An Upcoming Regulatory Disaster

This is insane. Here’s why:

Since EPA plans to find endangerment on both health and welfare grounds, the Agency could be compelled to establish “primary” (health-based) NAAQS for GHGs. Logically, the standard would be set below current atmospheric levels. Even very stringent emission limitations applied worldwide over a century would likely be insufficient to lower GHG concentrations. Yet the CAA requires EPA to ensure attainment of primary NAAQS within five or at most 10 years—and it forbids EPA to take costs into account. Regulate CO2 under the NAAQS program and there is, in principle, no economic hardship that could not be imposed on the American people.

It’s the new hair shirt in the new environmental religion. And all from unelected bureaucrats.

[Tuesday morning update]

Here’s a place to go to express your concerns.

[Bumped]

41 thoughts on “An Upcoming Regulatory Disaster”

  1. This is insane. Do the dems really think they are going to have a prayer of retaining power if they keep this up?

  2. And it gets worse, since Rep. Waxman is inserting a provision in the upcoming climate bill to allow US citizens to sue the government or businesses that fail to do enough to prevent ‘harm’ caused by climate change.

    Since China is rapidly expanding it’s ‘carbon footprint’, presumably anyone can sue the US government for failing to do enough to stop China from ‘causing climate change’.

    Meanwhile, we can all watch as America sues itself back into the Stone Age.

  3. Folks, relax.

    This will not have any broad-brush consequence. Rather, it is a regulatory dagger that our political masters will aim at the heart of ANY business that doesn’t dance to their tune.

    Right up until actual daggers are pointed at the hearts of said political masters.

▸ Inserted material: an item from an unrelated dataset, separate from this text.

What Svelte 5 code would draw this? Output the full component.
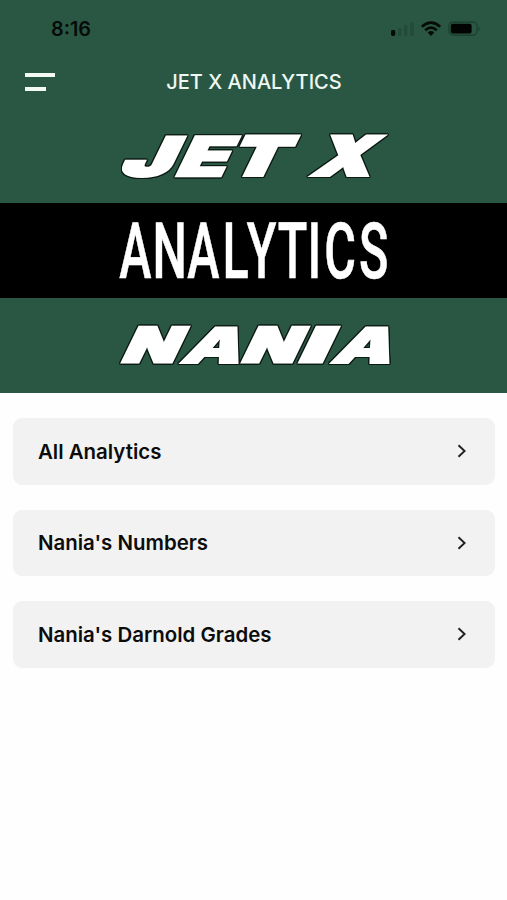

  4. <French knights from Monty Python and the Holy Grail>

    “I emit carbon dioxide (and other noxious chemicals) in the government’s general direction!”

    </French knights from Monty Python and the Holy Grail>

  5. “Meanwhile, we can all watch as America sues itself back into the Stone Age.”

    I would say there is a floor somewhere around the time of Hiram Maxim.

  6. One of the problems will be getting a biased press to accurately report the consequences of any action taken by the EPA. The GOP should get out ahead of this now and trumpet just how expensive the process will be. It would dovetail nicely with the cost of his current programs and lend more credence to the fact he IS trying to put the government in control of huge swaths of the economy.

    If Obama doesn’t let the EPA act on it then the environmental (or just mental) left will have been effectively marginalized. Either way, this will be a tear in the fabric of his Superman uniform.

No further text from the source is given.